Culture The vibrant song and dance traditions of varied tribes of this African country are linked to their customs and mores. Aruna Chandaraju
The spirited movements, rhythmic clapping, sonorous songs, and flamboyant clothes and jewellery held us in thrall. The women of the Samburu tribe of Kenya were giving a dance and music demonstration. Their vivid attire and ornaments were a contrast to the barren, dusty land in the background. The women’s neckwear were the delicately strung, richly-hued beads that covered the entire chest. Two of the women wore beaded headbands.
A pair of women with lithe bodies moved out of the line and began dancing in a circle, their necklaces bobbing as they moved back and forth in a skipping movement. The two retreat to the circle to be replaced by another pair.
The men’s dance was more vigorous and their singing more full-throated. They jumped, in what seemed like a competition, to see who could jump higher. Moving into the inner area from the outer circle, they would leap vertically into the air, their heads held high. Attired in a riot of colours and richly ornamented, they often danced like this to impress the young girls.
The Samburu used no instruments, not even drums. Their music was created by the clapping and singing. And they danced with joy. Nothing - neither the searing midday heat nor the dust and dryness - seemed to affect them.
Watching centuries-old traditions untouched by outside influences was as heartening as it was fascinating. But how long can they be preserved? Especially since the tribes are slowly embracing the many changes in a bid to improve their livelihood. It seems there is hope. Many tribes, especially the Samburu and Masai, are proud of the traditions and culture of their forefathers –– and preserve them lovingly, and revel in showcasing them whenever they can to outsiders.
Apparently, the rich and vibrant music and dance traditions of Kenya have been drawn from many sources. Most of the nomadic and semi-nomadic tribes of the country have some common features such as the use of songs and chants, particularly among the groups that speak Maa. The Maa languages are a closely linked group of Eastern Nilotic languages spoken in several parts of Kenya.
Intrinsically connected to the cultural mores and societal customs, the country’s traditional dance and music are more than a collection of melodies and rhythms. It is an integral part of many ceremonies that take place at different stages of a person’s life in Kenya, especially among the tribals. So, there is often a context, an event, or rite of passage which invests the dance and music with meaning.
These become expressions of many other aspects of life. For example, the body ornaments indicate a person’s social status. The young men's leaping dances are a part of a courtship ritual to impress shy, young girls.
Nature, flora and fauna of Kenya have influenced life and the arts.

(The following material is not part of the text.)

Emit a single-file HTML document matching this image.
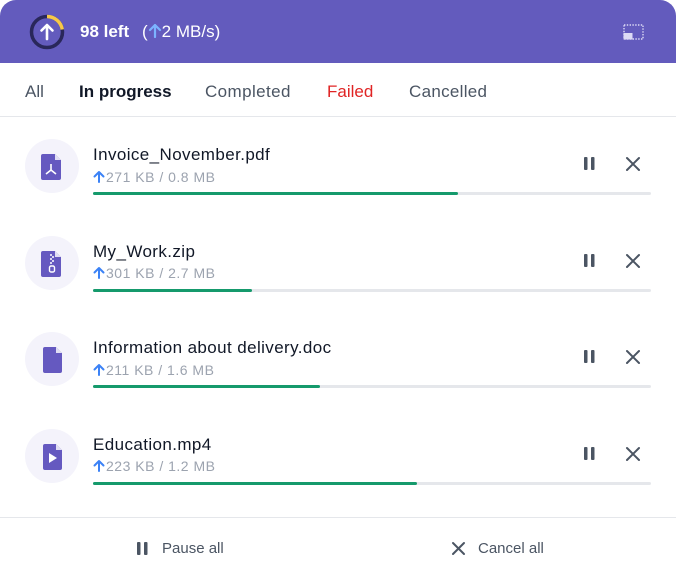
<!DOCTYPE html>
<html><head><meta charset="utf-8"><style>
*{margin:0;padding:0;box-sizing:border-box}
body{width:676px;height:581px;background:#fff;font-family:"Liberation Sans",sans-serif;position:relative;overflow:hidden}
div{white-space:nowrap}
.hdr{position:absolute;left:0;top:0;width:676px;height:63px;background:#635bbd;border-radius:16px 16px 0 0}
.abs{position:absolute}
.tab{position:absolute;top:82px;font-size:17px;color:#4b5563}
.ic{position:absolute;left:25px;width:54px;height:54px;border-radius:50%;background:#f4f3fb}
.title{position:absolute;left:93px;font-size:17px;letter-spacing:0.4px;color:#111827}
.sub{position:absolute;left:93px;font-size:14px;letter-spacing:0.5px;color:#9ca3af}
.sub svg{vertical-align:-1px;margin-right:1px}
.bar{position:absolute;left:93px;width:558px;height:3px;background:#e5e7eb;border-radius:2px}
.bar i{display:block;height:3px;background:#159a6c;border-radius:2px}
</style></head><body>
<div class="hdr">
<svg class="abs" style="left:28px;top:13px" width="38" height="38" viewBox="0 0 38 38">
<circle cx="19" cy="19" r="15.5" fill="none" stroke="#29275a" stroke-width="3.5"/>
<path d="M19 3.5 A15.5 15.5 0 0 1 34.3 16.5" fill="none" stroke="#f7c948" stroke-width="3.5"/>
<path d="M19 26 V12 M13.5 17.5 L19 12 L24.5 17.5" fill="none" stroke="#fff" stroke-width="2.6" stroke-linecap="round" stroke-linejoin="round"/>
</svg>
<div class="abs" style="left:80px;top:22px;font-size:17px;color:#fff;font-weight:bold">98 left</div>
<div class="abs" style="left:142px;top:22px;font-size:17px;color:#fff">(<svg width="14" height="15" viewBox="0 0 14 15" style="vertical-align:-1px"><path d="M7 14V2M2 7l5-5 5 5" fill="none" stroke="#7cb3ff" stroke-width="2.2" stroke-linecap="round" stroke-linejoin="round"/></svg>2 MB/s)</div>
<svg class="abs" style="left:623px;top:24px" width="21" height="16" viewBox="0 0 21 16">
<rect x="1" y="1" width="19" height="14" fill="none" stroke="#dcdaf5" stroke-width="1.4" stroke-dasharray="1.4 1.4"/>
<rect x="0.5" y="9" width="9" height="6.5" fill="#dcdaf5"/>
</svg>
</div>
<div class="tab" style="left:25px">All</div>
<div class="tab" style="left:79px;color:#111827;font-weight:bold">In progress</div>
<div class="tab" style="left:205px;letter-spacing:0.4px">Completed</div>
<div class="tab" style="left:327px;color:#e02424">Failed</div>
<div class="tab" style="left:409px;letter-spacing:0.3px">Cancelled</div>
<div class="abs" style="left:0;top:116px;width:676px;height:1px;background:#e5e7eb"></div>

<div class="ic" style="top:139px"></div>
<svg class="abs" style="left:41px;top:154px" width="22" height="26" viewBox="0 0 22 26"><path d="M2 0h12l6 6v18a2 2 0 0 1-2 2H2a2 2 0 0 1-2-2V2a2 2 0 0 1 2-2z" fill="#6559c0"/><path d="M14 0v6h6" fill="#fff" opacity=".8"/><path d="M10 10v6 M10 16 L5 20 M10 16 L15 20" stroke="#fff" stroke-width="1.6" fill="none"/></svg>
<div class="title" style="top:145px">Invoice_November.pdf</div>
<div class="sub" style="top:169px"><svg width="12" height="13" viewBox="0 0 12 13"><path d="M6 12V2M1.5 6.5L6 2l4.5 4.5" fill="none" stroke="#3b82f6" stroke-width="2" stroke-linecap="round" stroke-linejoin="round"/></svg>271 KB / 0.8 MB</div>
<div class="bar" style="top:192px"><i style="width:365px"></i></div>

<div class="ic" style="top:236px"></div>
<svg class="abs" style="left:41px;top:251px" width="22" height="26" viewBox="0 0 22 26"><path d="M2 0h12l6 6v18a2 2 0 0 1-2 2H2a2 2 0 0 1-2-2V2a2 2 0 0 1 2-2z" fill="#6559c0"/><path d="M14 0v6h6" fill="#fff" opacity=".8"/><path d="M9 4h2M11 6h2M9 8h2M11 10h2M9 12h2" stroke="#fff" stroke-width="1.4"/><rect x="8.5" y="15" width="5" height="6" rx="1.5" fill="none" stroke="#fff" stroke-width="1.4"/></svg>
<div class="title" style="top:242px">My_Work.zip</div>
<div class="sub" style="top:265px"><svg width="12" height="13" viewBox="0 0 12 13"><path d="M6 12V2M1.5 6.5L6 2l4.5 4.5" fill="none" stroke="#3b82f6" stroke-width="2" stroke-linecap="round" stroke-linejoin="round"/></svg>301 KB / 2.7 MB</div>
<div class="bar" style="top:289px"><i style="width:159px"></i></div>

<div class="ic" style="top:332px"></div>
<svg class="abs" style="left:43px;top:347px" width="20" height="26" viewBox="0 0 20 26"><path d="M2 0h11l6 6v18a2 2 0 0 1-2 2H2a2 2 0 0 1-2-2V2a2 2 0 0 1 2-2z" fill="#6559c0"/><path d="M13 0v6h6" fill="#fff" opacity=".8"/></svg>
<div class="title" style="top:338px">Information about delivery.doc</div>
<div class="sub" style="top:362px"><svg width="12" height="13" viewBox="0 0 12 13"><path d="M6 12V2M1.5 6.5L6 2l4.5 4.5" fill="none" stroke="#3b82f6" stroke-width="2" stroke-linecap="round" stroke-linejoin="round"/></svg>211 KB / 1.6 MB</div>
<div class="bar" style="top:385px"><i style="width:227px"></i></div>

<div class="ic" style="top:429px"></div>
<svg class="abs" style="left:43px;top:444px" width="20" height="26" viewBox="0 0 20 26"><path d="M2 0h11l6 6v18a2 2 0 0 1-2 2H2a2 2 0 0 1-2-2V2a2 2 0 0 1 2-2z" fill="#6559c0"/><path d="M13 0v6h6" fill="#fff" opacity=".8"/><path d="M6 9v10l8-5z" fill="#fff"/></svg>
<div class="title" style="top:435px">Education.mp4</div>
<div class="sub" style="top:458px"><svg width="12" height="13" viewBox="0 0 12 13"><path d="M6 12V2M1.5 6.5L6 2l4.5 4.5" fill="none" stroke="#3b82f6" stroke-width="2" stroke-linecap="round" stroke-linejoin="round"/></svg>223 KB / 1.2 MB</div>
<div class="bar" style="top:482px"><i style="width:324px"></i></div>

<svg class="abs" style="left:0;top:0" width="676" height="581">
<g fill="#4b5563">
<rect x="584" y="157" width="3.5" height="13" rx="1"/><rect x="591" y="157" width="3.5" height="13" rx="1"/>
<rect x="584" y="254" width="3.5" height="13" rx="1"/><rect x="591" y="254" width="3.5" height="13" rx="1"/>
<rect x="584" y="350" width="3.5" height="13" rx="1"/><rect x="591" y="350" width="3.5" height="13" rx="1"/>
<rect x="584" y="447" width="3.5" height="13" rx="1"/><rect x="591" y="447" width="3.5" height="13" rx="1"/>
<rect x="137" y="542" width="3.5" height="13" rx="1"/><rect x="144" y="542" width="3.5" height="13" rx="1"/>
</g>
<g stroke="#4b5563" stroke-width="2" stroke-linecap="round">
<path d="M627 158l12 12M639 158l-12 12"/>
<path d="M627 255l12 12M639 255l-12 12"/>
<path d="M627 351l12 12M639 351l-12 12"/>
<path d="M627 448l12 12M639 448l-12 12"/>
<path d="M453 543l11 11M464 543l-11 11"/>
</g>
</svg>
<div class="abs" style="left:0;top:517px;width:676px;height:1px;background:#e5e7eb"></div>
<div class="abs" style="left:162px;top:540px;font-size:15px;color:#4b5563">Pause all</div>
<div class="abs" style="left:478px;top:540px;font-size:15px;color:#4b5563">Cancel all</div>
</body></html>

So, a widely known Masai ceremonial/victory song is the ‘Engilakinoto,’ which is sung after a successful lion hunt It is accompanied by a dance complete with the characteristic leaps.

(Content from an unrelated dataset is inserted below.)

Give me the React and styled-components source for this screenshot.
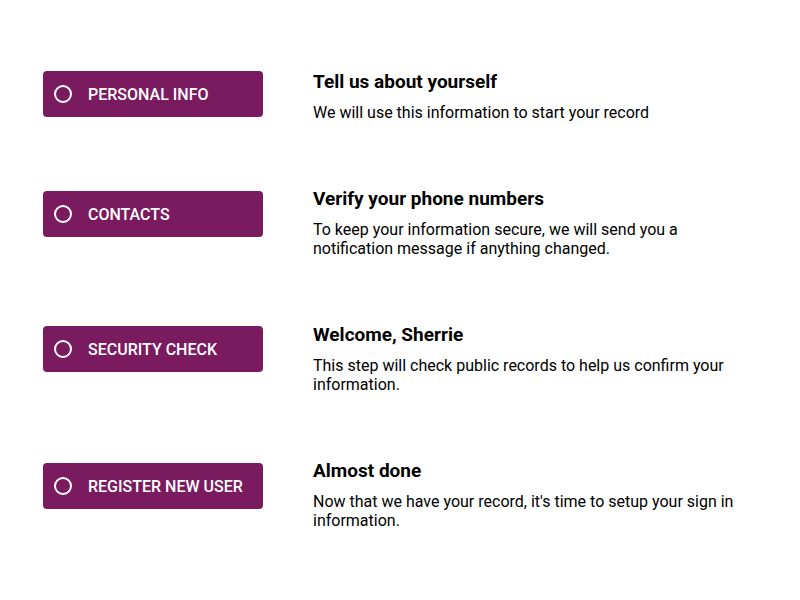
import React from 'react'
import styled, { createGlobalStyle } from 'styled-components'

const GlobalStyle = createGlobalStyle`
  body {
    margin: 0;
    background: #ffffff;
    font-family: Roboto, 'Liberation Sans', sans-serif;
    color: #000000;
  }
`

const Page = styled.div`
  width: 800px;
  height: 600px;
  box-sizing: border-box;
  padding: 71px 0 0 43px;
`

const Row = styled.div`
  display: grid;
  grid-template-columns: 220px 430px;
  column-gap: 50px;
  align-items: start;
  height: ${p => p.$height}px;
`

const StepButton = styled.button`
  display: flex;
  align-items: center;
  gap: 16px;
  width: 220px;
  height: 46px;
  padding: 0 0 0 11px;
  border: none;
  border-radius: 4px;
  background-color: #7a1b5f;
  color: #ffffff;
  font-family: Roboto, 'Liberation Sans', sans-serif;
  font-size: 16px;
  font-weight: 500;
  text-transform: uppercase;
  text-align: left;
  cursor: pointer;
`

const Ring = styled.span`
  width: 18px;
  height: 18px;
  box-sizing: border-box;
  border: 2px solid #ffffff;
  border-radius: 50%;
  flex-shrink: 0;
`

const Info = styled.div`
  margin-top: ${p => p.$shift}px;
`

const Title = styled.h3`
  margin: 0 0 9px;
  font-size: 19px;
  line-height: 24px;
  font-weight: 700;
`

const Text = styled.p`
  margin: 0;
  font-size: 16px;
  line-height: 19px;
  font-weight: 400;
`

const steps = [
  {
    label: 'Personal info',
    title: 'Tell us about yourself',
    text: 'We will use this information to start your record',
    height: 120,
    shift: -1
  },
  {
    label: 'Contacts',
    title: 'Verify your phone numbers',
    text: 'To keep your information secure, we will send you a notification message if anything changed.',
    height: 135,
    shift: -4
  },
  {
    label: 'Security check',
    title: 'Welcome, Sherrie',
    text: 'This step will check public records to help us confirm your information.',
    height: 137,
    shift: -3
  },
  {
    label: 'Register new user',
    title: 'Almost done',
    text: "Now that we have your record, it's time to setup your sign in information.",
    height: 80,
    shift: -4
  }
]

const App = () => {
  return (
    <Page>
      <GlobalStyle />
      {steps.map(s => (
        <Row key={s.label} $height={s.height}>
          <StepButton>
            <Ring />
            {s.label}
          </StepButton>
          <Info $shift={s.shift}>
            <Title>{s.title}</Title>
            <Text>{s.text}</Text>
          </Info>
        </Row>
      ))}
    </Page>
  )
}

export default App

Drums (ngomas) and other percussion instruments, flutes made of reeds, stringed instruments including Nyatiti (a lyre-like instrument with a soft, tranquil sound), bells and horns, are a major part of the music. Drums are central to most African music and dance traditions, especially the elaborate ritual dances.

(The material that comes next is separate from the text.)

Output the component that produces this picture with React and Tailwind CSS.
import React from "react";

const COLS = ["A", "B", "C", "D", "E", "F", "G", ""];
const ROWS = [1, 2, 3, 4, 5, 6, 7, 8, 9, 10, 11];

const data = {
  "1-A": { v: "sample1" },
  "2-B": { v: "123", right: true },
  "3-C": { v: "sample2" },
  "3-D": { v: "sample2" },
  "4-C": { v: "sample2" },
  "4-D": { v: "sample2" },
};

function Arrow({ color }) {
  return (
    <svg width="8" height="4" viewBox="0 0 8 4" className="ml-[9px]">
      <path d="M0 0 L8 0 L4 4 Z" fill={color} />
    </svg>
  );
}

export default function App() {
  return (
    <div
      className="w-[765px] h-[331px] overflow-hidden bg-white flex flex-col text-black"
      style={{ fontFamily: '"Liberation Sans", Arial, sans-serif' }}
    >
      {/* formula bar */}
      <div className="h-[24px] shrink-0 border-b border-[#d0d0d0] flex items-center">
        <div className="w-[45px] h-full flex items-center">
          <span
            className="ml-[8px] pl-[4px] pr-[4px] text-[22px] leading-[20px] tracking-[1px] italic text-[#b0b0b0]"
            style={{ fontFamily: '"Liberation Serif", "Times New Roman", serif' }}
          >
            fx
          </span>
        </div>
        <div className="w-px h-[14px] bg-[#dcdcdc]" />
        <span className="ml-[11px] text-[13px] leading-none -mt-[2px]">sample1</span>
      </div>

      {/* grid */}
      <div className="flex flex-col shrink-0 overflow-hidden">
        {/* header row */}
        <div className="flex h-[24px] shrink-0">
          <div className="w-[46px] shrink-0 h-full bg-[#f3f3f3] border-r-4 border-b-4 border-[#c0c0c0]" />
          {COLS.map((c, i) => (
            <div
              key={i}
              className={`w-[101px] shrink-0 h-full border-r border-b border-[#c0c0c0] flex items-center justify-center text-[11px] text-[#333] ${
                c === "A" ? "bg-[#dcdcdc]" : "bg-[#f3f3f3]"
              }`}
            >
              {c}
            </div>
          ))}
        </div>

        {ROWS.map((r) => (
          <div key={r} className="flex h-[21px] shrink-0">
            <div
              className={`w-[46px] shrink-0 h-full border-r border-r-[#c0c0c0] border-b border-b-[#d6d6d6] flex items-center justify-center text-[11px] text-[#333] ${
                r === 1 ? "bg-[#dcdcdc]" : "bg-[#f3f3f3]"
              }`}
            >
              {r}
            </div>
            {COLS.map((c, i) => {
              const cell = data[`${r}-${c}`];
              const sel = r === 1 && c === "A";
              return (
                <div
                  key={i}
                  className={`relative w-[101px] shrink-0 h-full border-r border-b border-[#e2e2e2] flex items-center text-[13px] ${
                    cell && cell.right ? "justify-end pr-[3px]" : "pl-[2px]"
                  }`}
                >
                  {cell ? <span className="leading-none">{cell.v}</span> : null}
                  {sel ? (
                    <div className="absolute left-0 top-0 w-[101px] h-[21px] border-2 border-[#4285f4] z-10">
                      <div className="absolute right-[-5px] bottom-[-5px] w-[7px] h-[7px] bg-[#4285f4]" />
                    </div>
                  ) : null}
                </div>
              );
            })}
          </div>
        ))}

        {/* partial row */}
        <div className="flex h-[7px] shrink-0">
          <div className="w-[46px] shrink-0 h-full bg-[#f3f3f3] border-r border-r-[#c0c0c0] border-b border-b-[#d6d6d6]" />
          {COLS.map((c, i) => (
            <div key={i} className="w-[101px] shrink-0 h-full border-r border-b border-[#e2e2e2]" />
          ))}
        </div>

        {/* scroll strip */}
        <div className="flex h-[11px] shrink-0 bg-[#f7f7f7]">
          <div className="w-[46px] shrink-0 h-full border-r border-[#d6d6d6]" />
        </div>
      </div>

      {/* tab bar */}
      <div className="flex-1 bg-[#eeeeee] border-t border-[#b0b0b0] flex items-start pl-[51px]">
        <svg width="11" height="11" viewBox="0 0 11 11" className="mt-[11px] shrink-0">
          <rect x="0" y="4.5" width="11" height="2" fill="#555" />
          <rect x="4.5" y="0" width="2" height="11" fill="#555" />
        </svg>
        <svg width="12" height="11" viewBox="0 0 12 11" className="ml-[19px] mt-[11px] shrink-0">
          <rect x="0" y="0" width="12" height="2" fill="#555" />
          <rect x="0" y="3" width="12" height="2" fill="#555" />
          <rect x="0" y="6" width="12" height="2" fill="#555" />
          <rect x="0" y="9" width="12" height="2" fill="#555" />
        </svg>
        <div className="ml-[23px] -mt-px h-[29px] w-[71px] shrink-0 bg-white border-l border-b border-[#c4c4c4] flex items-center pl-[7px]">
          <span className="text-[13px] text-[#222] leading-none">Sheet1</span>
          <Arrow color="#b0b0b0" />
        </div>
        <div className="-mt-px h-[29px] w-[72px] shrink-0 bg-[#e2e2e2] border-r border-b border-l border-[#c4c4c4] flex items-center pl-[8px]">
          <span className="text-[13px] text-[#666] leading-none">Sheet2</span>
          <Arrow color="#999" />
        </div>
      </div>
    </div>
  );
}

With or without the accompaniment of instruments, the traditional dances of Kenya are captivating spectacles. Western Kenya's Luhya has a distinctive dance style called Sikuti, which is vigorous and is usually performed by men and women paired together, and the performance is accompanied by long horns, several drums, whistles and bells.
The Kamba people have an energetic, acrobatic style of dancing. Both Kamba and Chuka use a long drum which slopes forward towards the ground and is clasped between the legs.
A popular form is Taraab. This is a unique style of music, which uses soulful Swahili lyrics (largely), and draws from African percussion as well as Arabic rhythms. It has been evolving over the years and the modern version includes influences from various sources including Bollywood and Bhangra music and moves!
A great deal of western influence is seen today on Kenya's contemporary music scene. Reggae, rap, hip-hop, rhythm and blues… you can see them in modern Kenya's music performances. Congolese pop and Linga are widely popular forms of today, while gospel and choral music too have their place.